Wednesday, February 01, 2012

(Detroit)—Nigerian artist Lemi Ghariokwu Abiodun, known for his iconic album covers of Nigerian musician Fela Anikulapo Kuti, will give a presentation at the Detroit Institute of Arts (DIA) on Thursday, Feb. 9 at 7 p.m. The talk, which is free, is sponsored by the DIA’s Friends of African and African American Art.

In his presentation, entitled “Art as Visual Expression of the Underlying Soul of a People,” Ghariokwu will discuss how his work for Kuti and other designs illustrate his use of Nigerian aesthetic traditions to critique the country’s social, economic, and political ills. He will combine images of his work with select songs by Kuti.

The presentation will be followed by a reception with the artist and members of the cast of the Broadway musical Fela! at 8 p.m. During the reception, Dr. Nii Quarcoopome, DIA curator of African art and head of the department of Africa, Oceania, and the Indigenous Americas, will provide an informal tour of the African art galleries. Reception attendees will also receive a 10% discount on tickets for Fela! at the Detroit Music Hall Center for Performing Arts between Tuesday, Feb. 14 and Sunday, March 4.

Tickets for the reception are $20 and include hors d’oeuvres and a cash bar. Advance tickets are required. Please contact Lindsay McGuire at 313-833-4004, or at LMcGuire@dia.org. Payment will not be accepted at the door. The deadline to purchase tickets is Monday, Feb. 6.

The event is part of the DIA’s Black History Month programming and is co-sponsored by the Detroit Music Hall Center for Performing Arts.

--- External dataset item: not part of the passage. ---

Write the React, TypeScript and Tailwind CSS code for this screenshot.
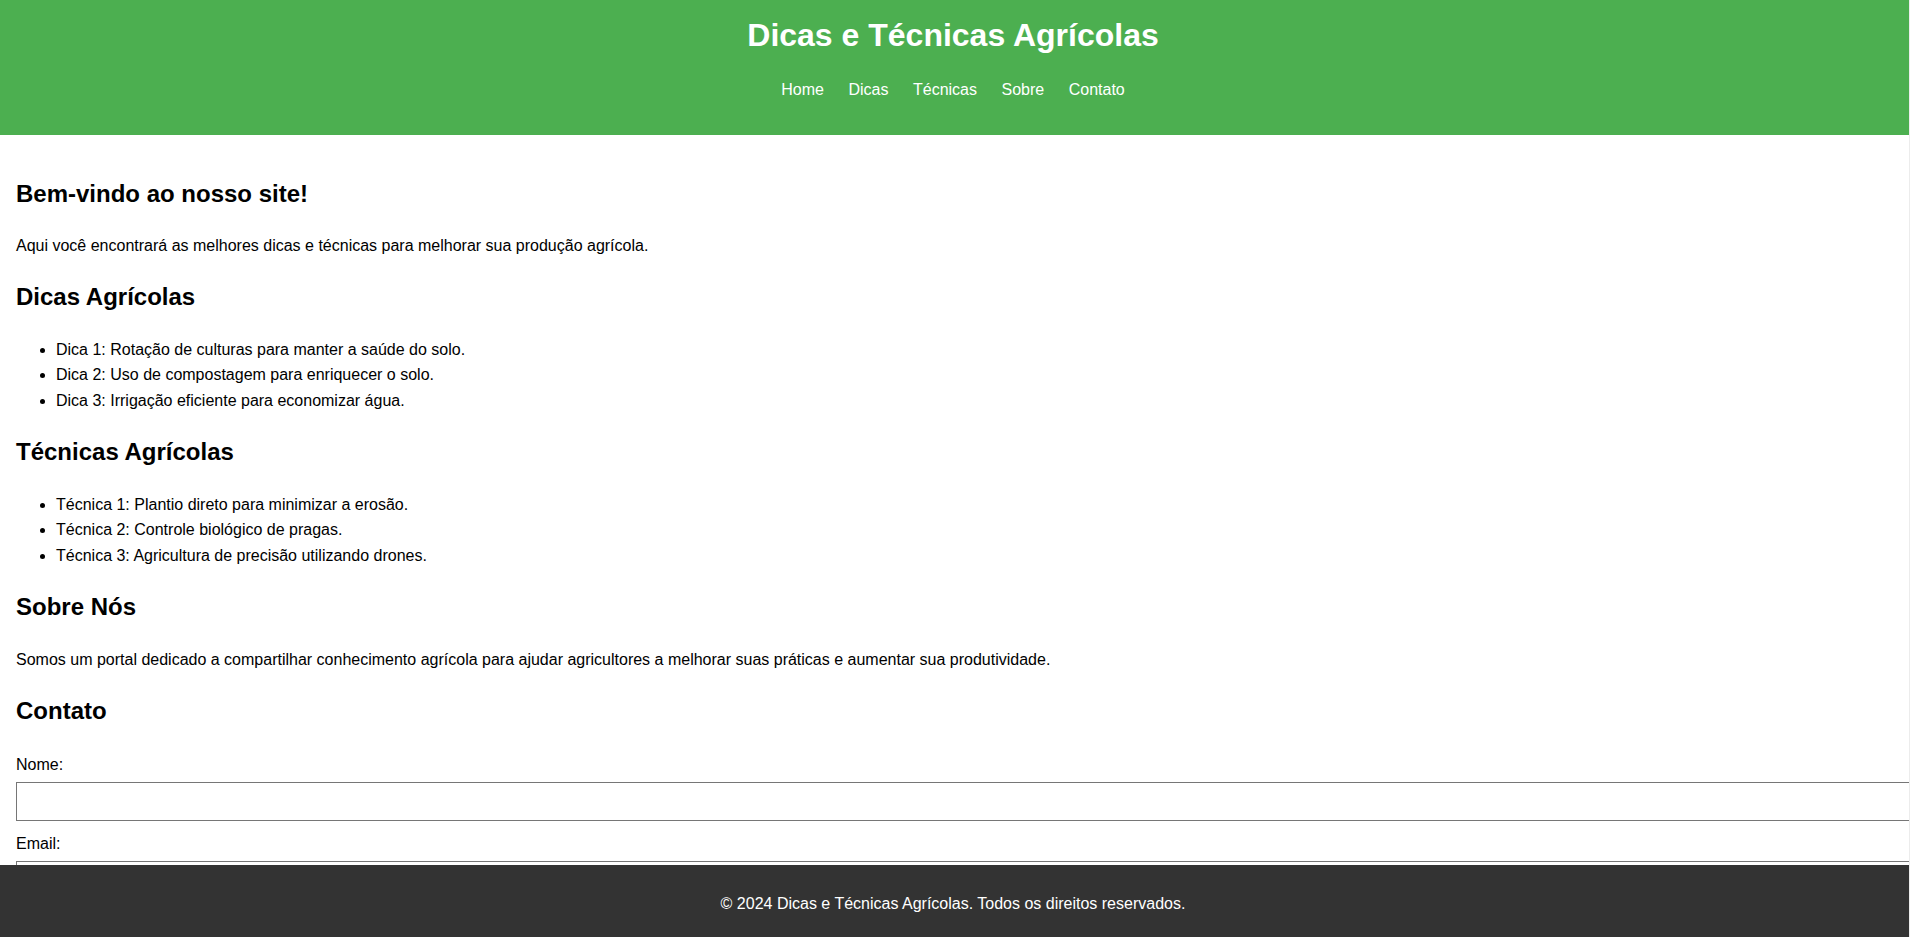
export default function App() {
    const navLinks = ['Home', 'Dicas', 'Técnicas', 'Sobre', 'Contato'];

    return (
        <div className="min-h-screen bg-white text-black font-['Liberation_Sans',Arial,sans-serif] text-[16px] leading-[1.6] overflow-x-hidden">
            <header className="bg-[#4CAF50] text-white text-center pt-[10px] pb-[32px] pr-1">
                <h1 className="text-[32px] font-bold leading-[51px]">Dicas e Técnicas Agrícolas</h1>
                <nav className="mt-[16px]">
                    <ul className="flex justify-center gap-[24.5px] leading-[25.6px]">
                        {navLinks.map((link) => (
                            <li key={link}>
                                <a href={`#${link.toLowerCase()}`} className="text-white no-underline">
                                    {link}
                                </a>
                            </li>
                        ))}
                    </ul>
                </nav>
            </header>

            <main className="px-4 pt-5 pb-[100px]">
                <section>
                    <h2 className="text-[24px] font-bold leading-[38.4px] mt-[19.92px]">Bem-vindo ao nosso site!</h2>
                    <p className="mt-[19.92px]">Aqui você encontrará as melhores dicas e técnicas para melhorar sua produção agrícola.</p>
                </section>

                <section id="dicas">
                    <h2 className="text-[24px] font-bold leading-[38.4px] mt-[19.92px]">Dicas Agrícolas</h2>
                    <ul className="list-disc pl-10 mt-[19.92px]">
                        <li>Dica 1: Rotação de culturas para manter a saúde do solo.</li>
                        <li>Dica 2: Uso de compostagem para enriquecer o solo.</li>
                        <li>Dica 3: Irrigação eficiente para economizar água.</li>
                    </ul>
                </section>

                <section id="tecnicas">
                    <h2 className="text-[24px] font-bold leading-[38.4px] mt-[19.92px]">Técnicas Agrícolas</h2>
                    <ul className="list-disc pl-10 mt-[19.92px]">
                        <li>Técnica 1: Plantio direto para minimizar a erosão.</li>
                        <li>Técnica 2: Controle biológico de pragas.</li>
                        <li>Técnica 3: Agricultura de precisão utilizando drones.</li>
                    </ul>
                </section>

                <section id="sobre">
                    <h2 className="text-[24px] font-bold leading-[38.4px] mt-[19.92px]">Sobre Nós</h2>
                    <p className="mt-[19.92px]">Somos um portal dedicado a compartilhar conhecimento agrícola para ajudar agricultores a melhorar suas práticas e aumentar sua produtividade.</p>
                </section>

                <section id="contato">
                    <h2 className="text-[24px] font-bold leading-[38.4px] mt-[19.92px]">Contato</h2>
                    <form className="mt-[21px]">
                        <label htmlFor="nome" className="block">Nome:</label>
                        <input id="nome" type="text" className="block mt-[5px] w-[calc(100%+18px)] h-[38.4px] px-2 border border-[#767676] bg-white" />
                        <label htmlFor="email" className="block mt-[10px]">Email:</label>
                        <input id="email" type="email" className="block mt-[5px] w-[calc(100%+18px)] h-[38.4px] px-2 border border-[#767676] bg-white" />
                        <label htmlFor="mensagem" className="block mt-[10px]">Mensagem:</label>
                        <textarea id="mensagem" className="block mt-[5px] w-[calc(100%+18px)] h-[100px] p-2 border border-[#767676]" />
                    </form>
                </section>
            </main>

            <footer className="fixed bottom-0 left-0 w-full bg-[#333333] text-white text-center pt-[26px] pb-[20px] pr-1 leading-[25.6px]">
                <p>© 2024 Dicas e Técnicas Agrícolas. Todos os direitos reservados.</p>
            </footer>

            {/* thin scrollbar track on the right edge */}
            <div className="fixed top-0 right-0 w-px h-full bg-[#ececec] z-10" />
        </div>
    );
}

The Detroit Institute of Arts (DIA), one of the premier art museums in the United States, is home to more than 60,000 works that comprise a multicultural survey of human creativity from ancient times through the 21st century. From the first Van Gogh painting to enter a U.S. museum (Self-Portrait, 1887), to Diego Rivera’s world-renowned Detroit Industry murals (1932–33), the DIA’s collection is known for its quality, range, and depth. The DIA’s mission is to create opportunities for all visitors to find personal meaning in art.